A lawmaker on the country’s largest American Indian reservation has introduced a bill to reaffirm the tribe’s stance against legalizing marijuana. Navajo Nation Council Delegate Edmund Yazzie says legalizing marijuana for medical or recreational use contradicts Navajo values and tradition. His bill introduced this week comes in response to an announcement last year by the U.S. Department of Justice to allow American Indian tribes to grow and sell marijuana within certain guidelines. Navajo lawmakers can take action on Yazzie’s bill after a public comment period. Yazzie has said legalizing marijuana would drive up crime rates and drug addiction on the vast reservation that extends into New Mexico, Utah and Arizona. Other tribes across the nation are cautiously debating whether to approve marijuana sales and use.

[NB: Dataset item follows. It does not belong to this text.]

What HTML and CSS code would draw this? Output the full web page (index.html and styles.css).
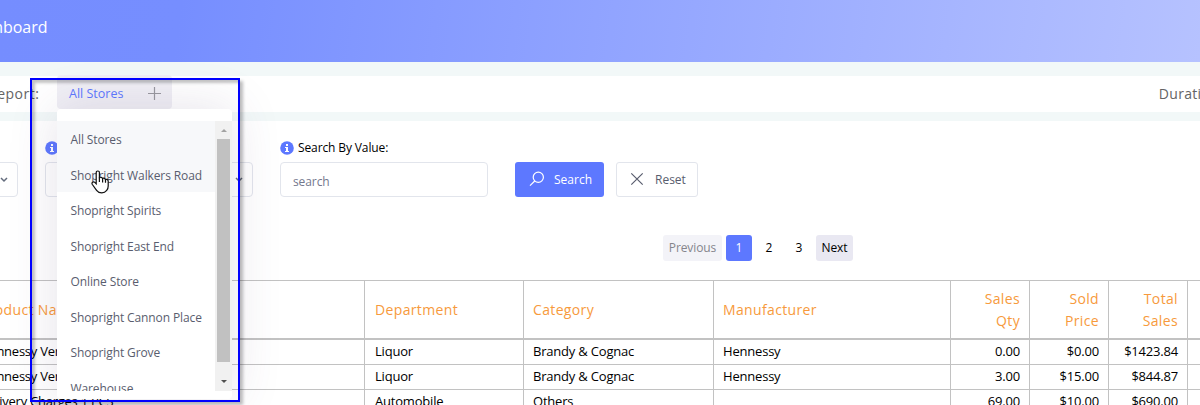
FILE: index.html
```html
<!DOCTYPE html>
<html lang="en">
<head>
<meta charset="utf-8">
<title>Dashboard</title>
<link rel="stylesheet" href="styles.css">
</head>
<body>
<div class="page">
  <header class="header"><span class="header-title">Dashboard</span></header>
  <section class="report-bar">
    <span class="report-label">Report:</span>
    <button class="store-toggle">All Stores
      <svg class="plus" viewBox="0 0 13 13" width="13" height="13"><path d="M6.5 0v13M0 6.5h13"/></svg>
    </button>
    <span class="duration">Duration:</span>
  </section>
  <main class="panel">
    <div class="filters">
      <div class="select select-first"><svg class="chev" viewBox="0 0 8 6" width="8" height="6"><path d="M1 1l3 3 3-3"/></svg></div>
      <div class="field field-by">
        <div class="label"><svg class="info" viewBox="0 0 14 14" width="14" height="14"><circle cx="7" cy="7" r="6.8"/><path d="M6 3h2v2H6zM5 6h3v4h1v1H5v-1h1V7H5z"/></svg></div>
        <div class="select"><svg class="chev" viewBox="0 0 8 6" width="8" height="6"><path d="M1 1l3 3 3-3"/></svg></div>
      </div>
      <div class="field">
        <label class="label"><svg class="info" viewBox="0 0 14 14" width="14" height="14"><circle cx="7" cy="7" r="6.8"/><path d="M6 3h2v2H6zM5 6h3v4h1v1H5v-1h1V7H5z"/></svg>Search By Value:</label>
        <input class="input" placeholder="search">
      </div>
      <button class="btn btn-search"><svg viewBox="0 0 16 16" width="16" height="16"><circle cx="9.3" cy="6.3" r="5.1"/><path d="M5.7 10L1 14.7"/></svg>Search</button>
      <button class="btn btn-reset"><svg viewBox="0 0 14 14" width="14" height="14"><path d="M1.3 1.3l11.4 11.4M12.7 1.3L1.3 12.7"/></svg>Reset</button>
    </div>
    <nav class="pager">
      <span class="pg pg-prev">Previous</span><span class="pg pg-on">1</span><span class="pg">2</span><span class="pg">3</span><span class="pg pg-next">Next</span>
    </nav>
    <div class="table">
      <div class="row head"><span>Product Name</span><span>Department</span><span>Category</span><span>Manufacturer</span><span class="num">Sales<br>Qty</span><span class="num">Sold<br>Price</span><span class="num">Total<br>Sales</span><span></span></div>
      <div class="row"><span>Hennessy Very</span><span>Liquor</span><span>Brandy &amp; Cognac</span><span>Hennessy</span><span class="num">0.00</span><span class="num">$0.00</span><span class="num">$1423.84</span><span></span></div>
      <div class="row"><span>Hennessy Very</span><span>Liquor</span><span>Brandy &amp; Cognac</span><span>Hennessy</span><span class="num">3.00</span><span class="num">$15.00</span><span class="num">$844.87</span><span></span></div>
      <div class="row"><span>Delivery Charges 1 PCS</span><span>Automobile</span><span>Others</span><span></span><span class="num">69.00</span><span class="num">$10.00</span><span class="num">$690.00</span><span></span></div>
    </div>
  </main>
  <div class="menu">
    <ul class="list">
      <li class="on">All Stores</li><li class="on">Shopright Walkers Road</li><li>Shopright Spirits</li><li>Shopright East End</li><li>Online Store</li><li>Shopright Cannon Place</li><li>Shopright Grove</li><li>Warehouse</li>
    </ul>
    <div class="scroll"><i class="arrow up"></i><i class="thumb"></i><i class="arrow down"></i></div>
  </div>
  <div class="frame"></div>
  <svg class="cursor" viewBox="0 0 18 24" width="18" height="24"><path d="M5.2 13.8V2.7Q5.2 1 6.8 1T8.4 2.7V8.2Q8.8 7 10.2 7.3T11.6 8.9Q12 7.9 13.1 8.2T14.5 9.8Q15 9 16 9.4T17.2 11V16Q17.2 18.8 15.7 20.4Q13.8 22.8 10.8 22.8Q7.3 22.8 5.6 20.3L1.2 14.3Q.6 13 1.6 12.2T3.8 12.4Z"/><path d="M8.4 7.5V12M11.6 8.5V12.4M14.5 9.8V12.8"/></svg>
</div>
</body>
</html>
```
FILE: styles.css
```css
* { box-sizing: border-box; }
body { margin: 0; font: 13px/19px "Open Sans", "Noto Sans", sans-serif; color: #000; }
button { font: inherit; border: 0; }
.page { position: relative; width: 1200px; height: 405px; overflow: hidden; background: #f2f8f8; }
.header { height: 62px; display: flex; align-items: center; padding-bottom: 8px; background: linear-gradient(98deg, #758dff 0%, #768eff 15%, #b6c2ff 100%); color: #fff; font-size: 16px; }
.header-title { margin-left: -35px; }
.report-bar { height: 36px; margin-top: 14px; background: #fff; display: flex; align-items: center; font-size: 14px; letter-spacing: .3px; }
.report-label { width: 69px; margin-left: -12px; margin-top: -1px; color: #646464; letter-spacing: .5px; }
.store-toggle { width: 115px; height: 34px; margin-top: -4px; padding: 2px 11px 0 12px; display: flex; align-items: center; justify-content: space-between; background: #f0eff5; border-radius: 4px; color: #5d78ff; font-size: 12.5px; letter-spacing: 0; }
.plus { fill: none; stroke: #98989f; stroke-width: 1.2; }
.duration { margin: -1px -23px 0 auto; color: #646464; }
.panel { height: 284px; margin-top: 9px; padding-top: 17px; background: #fff; }
.filters { display: flex; align-items: flex-end; height: 59px; }
.select { height: 35px; border: 1px solid #e2e5ec; border-radius: 4px; display: flex; align-items: center; justify-content: flex-end; padding-right: 9px; }
.select-first { width: 58px; margin-left: -40px; margin-right: 27px; }
.chev { fill: none; stroke: #646c7d; stroke-width: 1.5; }
.field-by { width: 208px; margin-right: 27px; }
.label { display: flex; align-items: center; gap: 4px; height: 19px; margin-bottom: 5px; font-size: 12px; letter-spacing: -.12px; }
.info circle { fill: #5d78ff; }
.info path { fill: #fff; }
.input { display: block; width: 208px; height: 35px; border: 1px solid #e2e5ec; border-radius: 4px; padding: 3px 12px 0; font: inherit; font-size: 12px; letter-spacing: -.1px; }
.input::placeholder { color: #74788d; }
.btn { height: 35px; display: flex; align-items: center; border-radius: 3px; font-size: 12px; letter-spacing: 0; }
.btn svg { fill: none; stroke: currentColor; stroke-width: 1.2; }
.btn-search { width: 89px; margin-left: 27px; padding: 0 0 1px 14px; gap: 9px; background: #5d78ff; color: #fff; }
.btn-reset { width: 82px; margin-left: 12px; padding: 0 0 1px 13px; gap: 11px; background: #fff; border: 1px solid #e2e5ec; color: #595d6e; }
.pager { display: flex; gap: 4px; margin: 38px 0 19px 663px; height: 26px; font-size: 12px; letter-spacing: -.1px; }
.pg { width: 26px; line-height: 26px; text-align: center; border-radius: 3px; }
.pg-prev { width: 59px; background: #f3f3f8; color: #85858c; }
.pg-on { background: #5d78ff; color: #fff; }
.pg-next { width: 37px; background: #e9e8f2; }
.table { margin-left: -30px; width: 1260px; border-top: 1px solid #c2c2c2; }
.row { display: grid; grid-template-columns: 395px 159px 190px 237px 79px 79px 79px 1fr; height: 25px; border-bottom: 1px solid #c2c2c2; letter-spacing: -.2px; }
.row > span { border-right: 1px solid #c2c2c2; padding: 2px 8px 0 10px; white-space: nowrap; }
.row > span:first-child { letter-spacing: -.25px; }
.row > span:nth-child(3), .row > span:nth-child(4) { padding-left: 9px; }
.row > .num { text-align: right; padding-right: 9px; }
.row.head { height: 59px; border-bottom-width: 2px; color: #f79a3c; font-size: 14px; font-weight: 500; line-height: 22px; letter-spacing: .35px; }
.row.head > span { padding-top: 18px; }
.row.head > span:first-child { letter-spacing: .35px; }
.row.head > .num { padding-top: 7px; }
.menu { position: absolute; left: 57px; top: 109px; width: 175px; height: 290px; padding: 12px 0 8px; background: #fff; border-radius: 4px; box-shadow: 0 0 50px rgba(82,63,105,.15); display: flex; }
.list { flex: 1; height: 270px; margin: 0; padding: 0; overflow: hidden; list-style: none; color: #595d6e; font-size: 12px; letter-spacing: -.11px; }
.list li { height: 35.5px; padding-left: 13.5px; line-height: 37px; white-space: nowrap; }
.list .on { background: #f7f8fa; }
.scroll { width: 17px; height: 270px; background: #f1f1f1; display: flex; flex-direction: column; align-items: center; }
.arrow { border: 3.5px solid transparent; width: 0; height: 0; }
.up { border-bottom-color: #a3a3a3; border-top: 0; margin: 8px 0 7px; }
.down { border-top-color: #505050; border-bottom: 0; margin-top: 18px; }
.thumb { width: 13px; height: 223px; background: #c1c1c1; }
.frame { position: absolute; left: 30px; top: 78px; width: 210px; height: 324px; border: 2px solid #00f; box-shadow: 3px 3px 3px rgba(0,0,0,.25), inset 3px 3px 3px rgba(0,0,0,.23); }
.cursor { position: absolute; left: 91px; top: 170px; fill: #fff; stroke: #111; stroke-width: 1.2; }
```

Former New England Patriots tight end Aaron Hernandez’s DNA was found on a marijuana joint at the scene of a killing near his home, a crime lab scientist testified Friday. Hernandez is on trial for murder in the June 2013 killing of Odin Lloyd, who was dating the sister of Hernandez’s fiancee. Lloyd’s body was found in an industrial park, and prosecutors had said previously a marijuana cigarette was found near his bullet-riddled body. Diane Fife Biagiotti, of the state police crime lab, told jurors that she received rolling paper from a 2-inch-long cigarette butt to test for DNA. She said she found it had the DNA of at least two people on it. She said she first compared it with Lloyd’s DNA and discovered he could have been one of the people whose DNA appeared on the butt. She said she then was able to use Lloyd’s DNA to deduce the second DNA contributor. “I did a comparison between the profile I deduced and the profile of Aaron Hernandez,” she said. “I found that the profile from Aaron Hernandez matched the deduced DNA profile.”
Three people were arrested in connection with a gun battle at a South Los Angeles medical marijuana dispensary that left a security guard injured Sunday night, police said Monday. Three people were trying to rob the dispensary when gunfire broke out, according to Los Angeles Police Department spokesmen. More information about the arrests was not immediately available. The would-be robbers entered the dispensary in the area of Crenshaw Boulevard and 54th Street in the Hyde Park neighborhood about 7:20 p.m., said Sgt. Robert Grant of the Los Angeles Police Department’s 77th Street Station. The security guard, suspecting that the trio was there to rob the store, asked them to leave. When they refused, he pulled out his gun, and that’s when the shootout began, police said. The guard was hit at least once and taken to a hospital, Grant said.